Newsletter 11th November 2022
I have just finished reading a book called Landmarks by Robert Macfarlane – it’s going back to the Pontesbury library this week if you want to grab it. It’s very good. In it he talks about the loss of words used in naming things, and criss-crosses these islands to explore old names and descriptions, there are hundred of them, words like “rafty“- misty/damply cold – Essex, or “roke” – fog that rises in the evenings off marshes and water meadows – East Anglia or “kleef” – field on the steep side of a hill – Northamptonshire or “crool” – to huddle miserably together from the cold – Herefordshire or finally “griggles” – small apples left on the tree – SW England. I wonder what words we have from around here in Shropshire to describe things?
Macfarlane is worried at the loss of these words to generic, bland replacements like “hill”, “field”, “valley” or “wood” and he suggests that this loss has a direct impact upon our ability to locate or place ourselves and ultimately to affect our ability to relate to the land around us. He writes “It is not, on the whole, that natural phenomena and entities themselves are disappearing, rather that there are fewer people to name them and that once they go unnamed they go to some degree unseen”.
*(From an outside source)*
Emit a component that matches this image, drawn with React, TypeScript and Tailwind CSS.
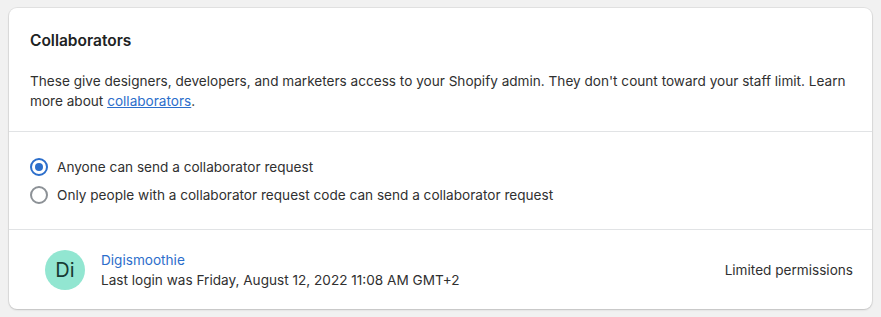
import React from 'react';

const font = { fontFamily: 'Inter, "Liberation Sans", sans-serif' };

const Radio = ({ checked, label }: { checked: boolean; label: string }) => (
    <label className="flex items-center gap-[9px] h-[28px]">
        {checked ? (
            <span className="w-[18px] h-[18px] rounded-full border-2 border-[#2c6ecb] flex items-center justify-center">
                <span className="w-[8px] h-[8px] rounded-full bg-[#2c6ecb]" />
            </span>
        ) : (
            <span className="w-[18px] h-[18px] rounded-full border-2 border-[#8c9196]" />
        )}
        <span className="text-[13.6px] text-[#303030]">{label}</span>
    </label>
);

export default function App() {
    return (
        <div className="w-[881px] h-[317px] bg-[#f1f1f1] pt-[8px] pl-[9px] pr-[9px]" style={font}>
            <div className="bg-white rounded-[8px] shadow-[0_0_0_1px_rgba(0,0,0,0.06),0_1px_2px_rgba(0,0,0,0.15)] h-[301px]">
                <div className="px-[21px] pt-[22px] pb-[20px] border-b border-[#e1e3e5]">
                    <h2 className="text-[15.5px] font-semibold text-[#202223] leading-[22px]">Collaborators</h2>
                    <p className="mt-[19px] text-[13.6px] leading-[20px] text-[#303030]">
                        These give designers, developers, and marketers access to your Shopify admin. They don't count toward your staff limit. Learn more about{' '}
                        <a className="text-[#2c6ecb] underline">collaborators</a>.
                    </p>
                </div>
                <div className="px-[21px] pt-[21px] pb-[20px] border-b border-[#e1e3e5]">
                    <Radio checked label="Anyone can send a collaborator request" />
                    <Radio checked={false} label="Only people with a collaborator request code can send a collaborator request" />
                </div>
                <div className="pl-[36px] pr-[19px] pt-[20px] flex items-center justify-between">
                    <div className="flex items-center gap-[16px]">
                        <div className="w-[40px] h-[40px] rounded-full bg-[#92e6d1] flex items-center justify-center text-[20px] text-[#173b33]">
                            Di
                        </div>
                        <div className="text-[13.6px] leading-[20px]">
                            <div className="text-[#2c6ecb]">Digismoothie</div>
                            <div className="text-[#303030]">Last login was Friday, August 12, 2022 11:08 AM GMT+2</div>
                        </div>
                    </div>
                    <span className="text-[13.6px] text-[#303030]">Limited permissions</span>
                </div>
            </div>
        </div>
    );
}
It struck me that in Genesis, God brought every animal of the field and bird of the air to the man to see what he would call them and “whatever the man called every living creature; that was its name” (Gen 2:19). I assume that the man also named the countryside around him as well including any notable features and that for many generations this has been a continuing and flourishing activity. Not anymore – we live in a statist, generic, bland time and our ability to provide nuance or detail in many things let alone the names of places is fading – a kind of reverse evolution if you like and I wonder to what extent our cultural demotion of God creates or allows for a reverse progression in our humanity and whether in a (perhaps short) period of time we will be reduced to grunting at one another. And on that cheery note this weekend I encourage you to think of old names for things, names your granny used to tell you and allow yourself to reconnect to the earth on which you stand and see with fresh eyes where God has placed you.